Aveyron : la sécurité routière priée d'être plus "relaxée" ?

   C'est ce que l'on peut se demander après que la Cour d'appel de Montpellier a rendu son jugement dans l'affaire du "groupe qui te dit où est la police en Aveyron". Alors que le tribunal correctionnel de Rodez avait (mollement) condamné la douzaine de personnes en 2014, l'appel s'est conclu par une relaxe générale. Depuis, on a appris que le Parquet s'est pourvu en cassation. Il a sans doute raison.

   Une première ambiguïté réside dans la dénomination du groupe, qui s'est surtout fait connaître pour révéler la position des radars mobiles et des contrôles routiers. Il a donc joué le rôle d'un dispositif appelé "avertisseur de radars", dont l'utilisation est interdite depuis 2012. L'interdiction s'étend à la fonction communautaire de certains appareils, rôle que joue une page Facebook. La Cour n'ayant pas encore publié les attendus du jugement, il est difficile d'analyser celui-ci en détail. Je pense néanmoins que les avocats des prévenus ont dû jouer sur la distinction (fictive dans ce cas) entre une page Facebook et le mode de fonctionnement d'un avertisseur de radars.

   Les promoteurs de la page Facebook sont d'ailleurs conscients que celle-ci n'était pas "dans les clous", puisqu'en dépit de la procédure judiciaire qui leur est (pour l'instant) favorable, ils ont supprimé le groupe pour en créer un autre, officiellement dédié au signalement des "zones de danger"... ce qui est autorisé. Il restera à confirmer que le nom de ce nouveau groupe n'est pas qu'un paravent destiné à masquer le même acharnement anti-radars (et la même immaturité).

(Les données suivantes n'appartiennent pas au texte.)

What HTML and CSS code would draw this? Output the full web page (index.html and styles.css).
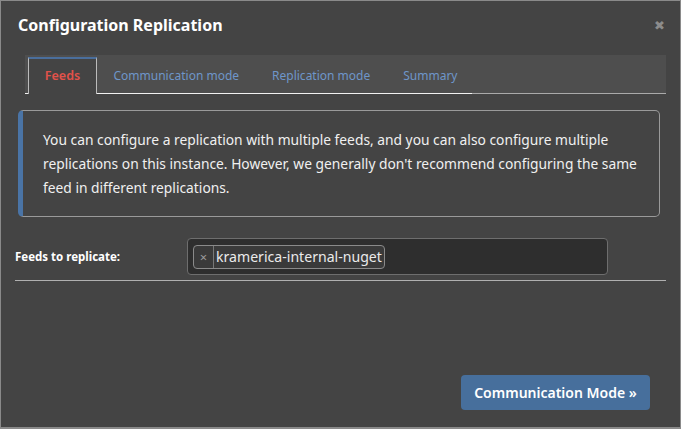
FILE: index.html
```html
<!DOCTYPE html>
<html>
<head>
<meta charset="utf-8">
<link rel="stylesheet" href="styles.css">
</head>
<body>
<div class="modal">
  <div class="header">
    <h1 class="title">Configuration Replication</h1>
    <span class="close">&#x2716;</span>
  </div>
  <div class="tabs">
    <div class="tab active">Feeds</div>
    <div class="tab">Communication mode</div>
    <div class="tab">Replication mode</div>
    <div class="tab">Summary</div>
  </div>
  <div class="info">
    You can configure a replication with multiple feeds, and you can also configure multiple replications on this instance. However, we generally don't recommend configuring the same feed in different replications.
  </div>
  <div class="field">
    <label class="label">Feeds to replicate:</label>
    <div class="input">
      <span class="tag"><span class="tag-x">&times;</span><span class="tag-text">kramerica-internal-nuget</span></span>
    </div>
  </div>
  <div class="footer">
    <button class="btn">Communication Mode &raquo;</button>
  </div>
</div>
</body>
</html>
```
FILE: styles.css
```css
* { box-sizing: border-box; }
html, body { margin: 0; padding: 0; }
body {
  background: #444444;
  font-family: "Noto Sans", "Open Sans", sans-serif;
  color: #eeeeee;
}
.modal {
  height: 429px;
  width: 681px;
  border: 1px solid #8a8a8a;
  border-bottom-width: 2px;
  display: flex;
  flex-direction: column;
  background: #444444;
}
.header {
  display: flex;
  justify-content: space-between;
  padding: 11px 14px 0 17px;
  height: 54px;
  align-items: flex-start;
}
.title {
  margin: 0;
  font-size: 16px;
  font-weight: 700;
  color: #ffffff;
  line-height: 26px;
}
.close {
  color: #8c8c8c;
  font-size: 13px;
  line-height: 26px;
  margin-right: 1px;
}
.tabs {
  margin: 0 14px 0 24px;
  height: 39px;
  background: #4e4e4e;
  display: flex;
  align-items: flex-end;
  padding-left: 3px;
  border-bottom: 1px solid #aaaaaa;
  position: relative;
}
.tabs::after {
  content: "";
  position: absolute;
  left: 0;
  bottom: -1px;
  width: 447px;
  height: 1px;
  background: #f2f2f2;
}
.tab {
  font-size: 12px;
  color: #6e96c9;
  height: 36px;
  line-height: 38px;
  padding: 0 16.5px;
}
.tab.active {
  color: #e2524a;
  font-weight: 600;
  font-size: 12.5px;
  background: #444444;
  border-top: 2px solid #4a6e9c;
  border-left: 1px solid #bbbbbb;
  border-right: 1px solid #bbbbbb;
  width: 69px;
  padding: 0;
  text-align: center;
  line-height: 34px;
  position: relative;
  z-index: 1;
  margin-bottom: -1px;
  height: 37px;
}
.info {
  margin: 16px 20px 0 17px;
  border: 1px solid #9a9a9a;
  border-left: 5px solid #4a74a6;
  border-radius: 5px;
  padding: 17px 14px 20px 20px;
  font-size: 13.8px;
  line-height: 24px;
  color: #f0f0f0;
  height: 107px;
}
.field {
  display: flex;
  align-items: center;
  margin: 21px 14px 0 14px;
  padding-bottom: 5px;
  border-bottom: 1px solid #b0b0b0;
}
.label {
  font-size: 11.5px;
  font-weight: 700;
  color: #ffffff;
  width: 172px;
  padding-left: 0;
}
.input {
  width: 421px;
  height: 37px;
  background: #2e2e2e;
  border: 1px solid #6e6e6e;
  border-radius: 4px;
  padding: 0 5px;
  display: flex;
  align-items: center;
}
.tag {
  display: inline-flex;
  align-items: center;
  height: 24px;
  border: 1px solid #8a8a8a;
  border-radius: 4px;
  background: #3a3a3a;
}
.tag-x {
  color: #9a9a9a;
  font-size: 13px;
  width: 20px;
  text-align: center;
  border-right: 1px solid #777777;
  height: 100%;
  line-height: 22px;
}
.tag-text {
  font-size: 14.1px;
  color: #eaeaea;
  padding: 0 2px 0 2px;
  line-height: 22px;
}
.footer {
  margin-top: auto;
  display: flex;
  justify-content: flex-end;
  padding: 0 30px 17px 0;
}
.btn {
  background: #476f9c;
  border: none;
  border-radius: 4px;
  color: #ffffff;
  font-family: "Noto Sans", "Open Sans", sans-serif;
  font-size: 14px;
  font-weight: 600;
  width: 189px;
  height: 35px;
  padding: 0;
}
```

   Une autre raison explique que le Parquet se soit pourvu en cassation, et qu'il ait des chances de gagner. Avaliser ce genre de groupe aurait pour conséquence d'accepter la fin de tout effet de surprise au niveau des contrôles routiers. Dans un premier temps, nombre d'automobilistes à mauvaise conscience (et à l'autodiscipline flageolante) se réjouiraient... avant qu'un accident dramatique ne vienne tout remettre en cause.

   Pour la police comme pour la justice, il n'est pas possible d'accepter que certains conducteurs puissent se croire autorisés à rouler à leur convenance en toute impunité. Parce que c'est à cela que mène la révélation de l'emplacement des radars mobiles et des contrôles routiers. Une fois le contrôle surprise passé (et déjoué grâce à l'information transmise en temps réel), les Ayrton Senna de comptoir risquent de se croire affranchis du respect des règles de prudence. Elles sont certes contraignantes, mais elles sont faites pour le bien de tous et pas le petit plaisir narcissique de conducteurs en mal de sensations. Si, par malheur, un jour, survient un accident grave, à la suite duquel on découvre que le conducteur (ou son passager) avait, peu de temps avant, déjoué un contrôle routier grâce à l'info consultée sur un smartphone, on parlera autrement de cette supposée liberté d'expression.

   A ce sujet, rappelons à ceux qui l'ignoreraient qu'en droit français, la "liberté consiste à pouvoir faire tout ce qui ne nuit pas à autrui : ainsi, l'exercice des droits naturels de chaque homme n'a de bornes que celles qui assurent aux autres Membres de la Société la jouissance de ces mêmes droits." Traduction : la liberté ne consiste pas à pouvoir faire tout ce que l'on veut ; la liberté de chacun s'arrête là où commence celle des autres. Sur la route, la liberté de conduire à sa guise s'arrête là où commence la sécurité d'autrui.

   Il est une troisième raison qui justifie le pourvoi en cassation. En informant tout le monde de la localisation des forces de l'ordre, les Alain Prost de pacotille rendent un sacré service à nombre de délinquants (criminels ou trafiquants). Par le passé, il est arrivé (plus souvent qu'on ne l'imagine) qu'un contrôle au départ anodin débouche sur une arrestation dans une tout autre affaire. Avaliser les groupes anti-radars reviendrait à donner un avantage supplémentaire aux délinquants. Mais de cela, certains conducteurs inciviques aveyronnais ne se soucient visiblement pas.